Back to the drawing board for triple-negative breast cancer targets, researchers propose new combo approach
The reason why triple-negative breast cancer is such a tough disease to treat is largely given away in its name. Such tumors can’t be defined by traditional biomarkers — neither estrogen receptors, progesterone receptors, nor excess HER2 protein — forcing drug hunters down uncharted new pathways.
Researchers at Vanderbilt-Ingram Cancer Center explored one of them, and turned up with some new suggestions.
In a new paper, the scientists began with the observation that deregulated MYCN — a member of the transcription factor family that activates expression of some oncogenes — has been implicated in a subset of breast cancers with unfavorable prognostic features and clinical outcomes. They ended by putting forth a new drug regimen that could spark new hope.
“Given that patients with TNBC primarily receive systemic cytotoxic chemotherapies that frequently result in unfavorable outcomes,” they wrote in Science Translational Medicine, “we propose the clinical development of combination BETi and MEKi for patients with advanced TNBC, with parallel evaluation of MYCN as a potential marker for patient selection.”
Johanna Schafer, a graduate student working in Jennifer Pietenpol’s lab, is the first author, while the professor is the senior author.
The MYCN protein, sometimes dubbed N-Myc, has long been studied as a target in neuronal or neuroendocrine tumors, but its role in breast cancer is less clear. It’s distinct from MYC (c-Myc), though the two are believed to affect each other.
Their intricate relationship would prove crucial in therapeutic development. But the first question is just how common they are, and according to the study, the two family members are “heterogeneously expressed in separate cell nuclei within a given tumor in at least 40% of TNBC tumors.” In fact, the expression of MYCN appeared to increase after neoadjuvant chemotherapy, part of the current standard of care.
The prevalence gave them enough reason to think about how to target it. When the team selected a cell line model, they had another finding that MYCN-expressing cells were essentially more prone to resistance to PI3K inhibitors, which block an alternative pathway for tumor growth.

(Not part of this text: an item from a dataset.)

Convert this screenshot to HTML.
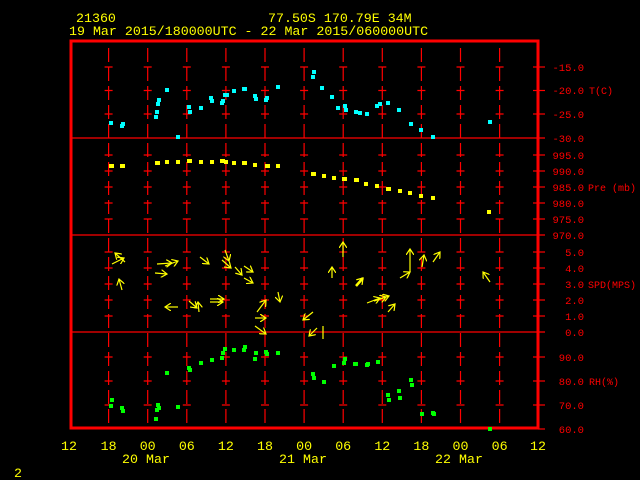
<!DOCTYPE html>
<html><head><meta charset="utf-8"><style>
html,body{margin:0;padding:0;background:#000;width:640px;height:480px;overflow:hidden}
svg{display:block}
text{font-family:"Liberation Mono",monospace}
.y{fill:#ffff00;font-size:13.3px}
.r{fill:#ff0000;font-size:10.5px}
.s{fill:#ff0000;font-size:10px}
</style></head><body>
<svg width="640" height="480" viewBox="0 0 640 480" xmlns="http://www.w3.org/2000/svg">
<defs>
<marker id="ah" markerWidth="8" markerHeight="8" refX="6" refY="4" orient="auto" markerUnits="userSpaceOnUse">
<path d="M0,0 L6,4 L0,8" fill="none" stroke="#ffff00" stroke-width="1.2"/>
</marker>
</defs>
<text class="y" x="76" y="22">21360</text>
<text class="y" x="268" y="22">77.50S  170.79E   34M</text>
<text class="y" x="69" y="35">19 Mar 2015/180000UTC - 22 Mar 2015/060000UTC</text>

<g stroke="#ff0000" stroke-width="1.2" stroke-dasharray="14 5">
<line x1="108.6" y1="48" x2="108.6" y2="424"/>
<line x1="147.7" y1="48" x2="147.7" y2="424"/>
<line x1="186.8" y1="48" x2="186.8" y2="424"/>
<line x1="225.9" y1="48" x2="225.9" y2="424"/>
<line x1="265" y1="48" x2="265" y2="424"/>
<line x1="304.1" y1="48" x2="304.1" y2="424"/>
<line x1="343.2" y1="48" x2="343.2" y2="424"/>
<line x1="382.3" y1="48" x2="382.3" y2="424"/>
<line x1="421.4" y1="48" x2="421.4" y2="424"/>
<line x1="460.5" y1="48" x2="460.5" y2="424"/>
<line x1="499.6" y1="48" x2="499.6" y2="424"/>
</g>
<g stroke="#ff0000" stroke-width="1.2" stroke-dasharray="8 31.1">
<line x1="104.6" y1="67" x2="510" y2="67"/>
<line x1="104.6" y1="90.5" x2="510" y2="90.5"/>
<line x1="104.6" y1="114" x2="510" y2="114"/>
<line x1="104.6" y1="155" x2="510" y2="155"/>
<line x1="104.6" y1="171" x2="510" y2="171"/>
<line x1="104.6" y1="187" x2="510" y2="187"/>
<line x1="104.6" y1="203" x2="510" y2="203"/>
<line x1="104.6" y1="219" x2="510" y2="219"/>
<line x1="104.6" y1="252" x2="510" y2="252"/>
<line x1="104.6" y1="268" x2="510" y2="268"/>
<line x1="104.6" y1="284" x2="510" y2="284"/>
<line x1="104.6" y1="300" x2="510" y2="300"/>
<line x1="104.6" y1="316" x2="510" y2="316"/>
<line x1="104.6" y1="357" x2="510" y2="357"/>
<line x1="104.6" y1="381" x2="510" y2="381"/>
<line x1="104.6" y1="405" x2="510" y2="405"/>
</g>
<g stroke="#ff0000" stroke-width="1.2">
<line x1="533" y1="67" x2="545" y2="67"/><line x1="533" y1="90.5" x2="545" y2="90.5"/><line x1="533" y1="114" x2="545" y2="114"/>
<line x1="533" y1="155" x2="545" y2="155"/><line x1="533" y1="171" x2="545" y2="171"/><line x1="533" y1="187" x2="545" y2="187"/><line x1="533" y1="203" x2="545" y2="203"/><line x1="533" y1="219" x2="545" y2="219"/>
<line x1="533" y1="252" x2="545" y2="252"/><line x1="533" y1="268" x2="545" y2="268"/><line x1="533" y1="284" x2="545" y2="284"/><line x1="533" y1="300" x2="545" y2="300"/><line x1="533" y1="316" x2="545" y2="316"/>
<line x1="533" y1="357" x2="545" y2="357"/><line x1="533" y1="381" x2="545" y2="381"/><line x1="533" y1="405" x2="545" y2="405"/>
<line x1="70" y1="138" x2="545" y2="138"/>
<line x1="70" y1="235" x2="545" y2="235"/>
<line x1="70" y1="332" x2="545" y2="332"/>
<line x1="538" y1="429" x2="545" y2="429"/>
</g>
<rect x="71" y="41" width="467" height="387" fill="none" stroke="#ff0000" stroke-width="3"/>

<g class="r" text-anchor="end">
<text x="584" y="71">-15.0</text><text x="584" y="94">-20.0</text><text x="584" y="118">-25.0</text><text x="584" y="142">-30.0</text>
<text x="584" y="159">995.0</text><text x="584" y="175">990.0</text><text x="584" y="191">985.0</text><text x="584" y="207">980.0</text><text x="584" y="223">975.0</text><text x="584" y="239">970.0</text>
<text x="584" y="256">5.0</text><text x="584" y="272">4.0</text><text x="584" y="288">3.0</text><text x="584" y="304">2.0</text><text x="584" y="320">1.0</text><text x="584" y="336">0.0</text>
<text x="584" y="361">90.0</text><text x="584" y="385">80.0</text><text x="584" y="409">70.0</text><text x="584" y="433">60.0</text>
</g>
<g class="s">
<text x="589" y="94">T(C)</text>
<text x="588" y="191">Pre (mb)</text>
<text x="588" y="288">SPD(MPS)</text>
<text x="589" y="385">RH(%)</text>
</g>

<g class="y" text-anchor="middle">
<text x="69" y="450">12</text><text x="108.6" y="450">18</text><text x="147.7" y="450">00</text><text x="186.8" y="450">06</text><text x="225.9" y="450">12</text><text x="265" y="450">18</text><text x="304.1" y="450">00</text><text x="343.2" y="450">06</text><text x="382.3" y="450">12</text><text x="421.4" y="450">18</text><text x="460.5" y="450">00</text><text x="499.6" y="450">06</text><text x="538" y="450">12</text>
<text x="146" y="463">20 Mar</text><text x="303" y="463">21 Mar</text><text x="459" y="463">22 Mar</text>
</g>
<text class="y" x="14" y="477">2</text>

<g fill="#00ffff">
<rect x="109" y="121" width="4" height="4"/><rect x="120" y="124" width="4" height="4"/><rect x="121" y="122" width="4" height="4"/>
<rect x="154" y="115" width="4" height="4"/><rect x="155" y="110" width="4" height="4"/><rect x="156" y="102" width="4" height="4"/><rect x="157" y="98" width="4" height="4"/><rect x="165" y="88" width="4" height="4"/>
<rect x="176" y="135" width="4" height="4"/><rect x="187" y="105" width="4" height="4"/><rect x="188" y="110" width="4" height="4"/><rect x="199" y="106" width="4" height="4"/>
<rect x="209" y="96" width="4" height="4"/><rect x="210" y="99" width="4" height="4"/><rect x="220" y="101" width="4" height="4"/><rect x="221" y="99" width="4" height="4"/><rect x="223" y="93" width="4" height="4"/><rect x="225" y="93" width="4" height="4"/>
<rect x="232" y="89" width="4" height="4"/><rect x="242" y="87" width="5" height="4"/><rect x="253" y="94" width="4" height="4"/><rect x="254" y="97" width="4" height="4"/><rect x="264" y="98" width="4" height="4"/><rect x="265" y="96" width="4" height="4"/><rect x="276" y="85" width="4" height="4"/>
<rect x="311" y="75" width="4" height="4"/><rect x="312" y="70" width="4" height="4"/><rect x="320" y="86" width="4" height="4"/><rect x="330" y="95" width="4" height="4"/><rect x="336" y="106" width="4" height="4"/><rect x="343" y="104" width="4" height="4"/><rect x="344" y="108" width="4" height="4"/>
<rect x="354" y="110" width="4" height="4"/><rect x="358" y="111" width="4" height="4"/><rect x="365" y="112" width="4" height="4"/><rect x="375" y="104" width="4" height="4"/><rect x="378" y="102" width="4" height="4"/><rect x="386" y="101" width="4" height="4"/><rect x="397" y="108" width="4" height="4"/>
<rect x="409" y="122" width="4" height="4"/><rect x="419" y="128" width="4" height="4"/><rect x="431" y="135" width="4" height="4"/><rect x="488" y="120" width="4" height="4"/>
</g>
<g fill="#ffff00">
<rect x="109" y="164" width="5" height="4"/><rect x="120" y="164" width="5" height="4"/><rect x="155" y="161" width="5" height="4"/><rect x="165" y="160" width="4" height="4"/><rect x="176" y="160" width="4" height="4"/><rect x="187" y="159" width="5" height="4"/><rect x="199" y="160" width="4" height="4"/><rect x="210" y="160" width="4" height="4"/><rect x="220" y="159" width="5" height="4"/><rect x="224" y="160" width="4" height="4"/><rect x="232" y="161" width="4" height="4"/><rect x="242" y="161" width="5" height="4"/><rect x="253" y="163" width="4" height="4"/><rect x="265" y="164" width="5" height="4"/><rect x="276" y="164" width="4" height="4"/>
<rect x="311" y="172" width="5" height="4"/><rect x="322" y="174" width="4" height="4"/><rect x="332" y="176" width="4" height="4"/><rect x="342" y="177" width="5" height="4"/><rect x="354" y="178" width="5" height="4"/><rect x="364" y="182" width="4" height="4"/><rect x="375" y="184" width="4" height="4"/><rect x="386" y="187" width="5" height="4"/><rect x="398" y="189" width="4" height="4"/><rect x="408" y="191" width="4" height="4"/><rect x="419" y="194" width="4" height="4"/><rect x="431" y="196" width="4" height="4"/><rect x="487" y="210" width="4" height="4"/>
</g>
<g fill="#00ff00">
<rect x="110" y="398" width="4" height="4"/><rect x="109" y="404" width="4" height="4"/><rect x="120" y="406" width="4" height="4"/><rect x="121" y="409" width="4" height="4"/>
<rect x="154" y="417" width="4" height="4"/><rect x="155" y="408" width="4" height="4"/><rect x="156" y="403" width="4" height="4"/><rect x="157" y="406" width="4" height="4"/><rect x="165" y="371" width="4" height="4"/><rect x="176" y="405" width="4" height="4"/>
<rect x="187" y="366" width="4" height="4"/><rect x="188" y="368" width="4" height="4"/><rect x="199" y="361" width="4" height="4"/><rect x="210" y="358" width="4" height="4"/><rect x="220" y="356" width="4" height="4"/><rect x="221" y="351" width="4" height="4"/><rect x="223" y="347" width="4" height="4"/>
<rect x="232" y="348" width="4" height="4"/><rect x="242" y="348" width="4" height="4"/><rect x="243" y="345" width="4" height="4"/><rect x="253" y="357" width="4" height="4"/><rect x="254" y="351" width="4" height="4"/><rect x="264" y="350" width="4" height="4"/><rect x="265" y="352" width="4" height="4"/><rect x="276" y="351" width="4" height="4"/>
<rect x="311" y="372" width="4" height="4"/><rect x="312" y="376" width="4" height="4"/><rect x="322" y="380" width="4" height="4"/><rect x="332" y="364" width="4" height="4"/><rect x="342" y="361" width="4" height="4"/><rect x="343" y="357" width="4" height="4"/>
<rect x="353" y="362" width="5" height="4"/><rect x="365" y="363" width="4" height="4"/><rect x="366" y="362" width="4" height="4"/><rect x="376" y="360" width="4" height="4"/>
<rect x="386" y="393" width="4" height="4"/><rect x="387" y="398" width="4" height="4"/><rect x="397" y="389" width="4" height="4"/><rect x="398" y="396" width="4" height="4"/><rect x="409" y="378" width="4" height="4"/><rect x="410" y="383" width="4" height="4"/>
<rect x="420" y="412" width="4" height="4"/><rect x="431" y="411" width="4" height="4"/><rect x="432" y="412" width="4" height="4"/><rect x="488" y="427" width="4" height="4"/>
</g>
<g stroke="#ffff00" stroke-width="1.2" fill="none" marker-end="url(#ah)">
<line x1="125" y1="262" x2="115" y2="253"/><line x1="112" y1="264" x2="124" y2="258"/>
<line x1="122" y1="290" x2="119" y2="279"/>
<line x1="157" y1="264" x2="172" y2="263"/><line x1="165" y1="266" x2="178" y2="261"/><line x1="155" y1="273" x2="167" y2="274"/>
<line x1="200" y1="257" x2="209" y2="264"/>
<line x1="225" y1="250" x2="229" y2="261"/><line x1="222" y1="260" x2="231" y2="268"/><line x1="235" y1="267" x2="242" y2="275"/><line x1="244" y1="266" x2="253" y2="272"/><line x1="244" y1="278" x2="253" y2="283"/>
<line x1="178" y1="307" x2="165" y2="307"/>
<line x1="189" y1="301" x2="197" y2="308"/><line x1="199" y1="312" x2="198" y2="302"/>
<line x1="210" y1="299" x2="224" y2="299"/><line x1="210" y1="302" x2="223" y2="302"/>
<line x1="257" y1="312" x2="266" y2="300"/><line x1="255" y1="318" x2="266" y2="318"/><line x1="278" y1="292" x2="280" y2="302"/>
<line x1="255" y1="326" x2="266" y2="334"/>
<line x1="313" y1="312" x2="303" y2="320"/><line x1="317" y1="328" x2="309" y2="336"/>
<line x1="343" y1="257" x2="343" y2="242"/>
<line x1="332" y1="278" x2="332" y2="267"/>
<line x1="367" y1="303" x2="380" y2="298"/><line x1="380" y1="299" x2="389" y2="296"/><line x1="388" y1="312" x2="395" y2="304"/><line x1="374" y1="301" x2="386" y2="297"/>
<line x1="400" y1="278" x2="410" y2="272"/><line x1="410" y1="272" x2="410" y2="249"/>
<line x1="422" y1="267" x2="424" y2="255"/><line x1="433" y1="262" x2="440" y2="252"/>
<line x1="490" y1="282" x2="483" y2="272"/>
</g>
<line x1="356" y1="286" x2="363" y2="278" stroke="#ffff00" stroke-width="2.5" marker-end="url(#ah)"/>
<line x1="323" y1="326" x2="323" y2="339" stroke="#ffff00" stroke-width="1.2"/>
</svg>
</body></html>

Because the MYC family lack catalytic domains, the team resorted to epigenetic regulators, screening 158 compounds against the cell lines. BET drugs, which block the bromodomain (BRD)-containing family of transcriptional regulators, emerged as the winner.
It echoes an earlier study, done at Michigan State University, showing that the experimental class of molecules can prevent the growth of breast and lung cancers.
But that’s not it — and here’s where the MEK inhibitors come in.
Most of the MYNC-expressing TNBCs also contain MYC-expressing cells, the researchers noted, which can still drive cancer growth. In fact, single-agent treatment with a BETi seemed to have increased MYC expression. Adding trametinib (Mekinist) to the cells, however, decreased the amount of both proteins. The results were further tested and confirmed in mouse models.
“As a next step, our research team is proposing the further development and clinical trials of this combination therapy,” Pietenpol, the director of Vanderbilt-Ingram and EVP for research at Vanderbilt University Medical Center, said in a statement.
Incyte, which has a pact in place to fund Vanderbilt research such as this study, has a BET inhibitor in early development.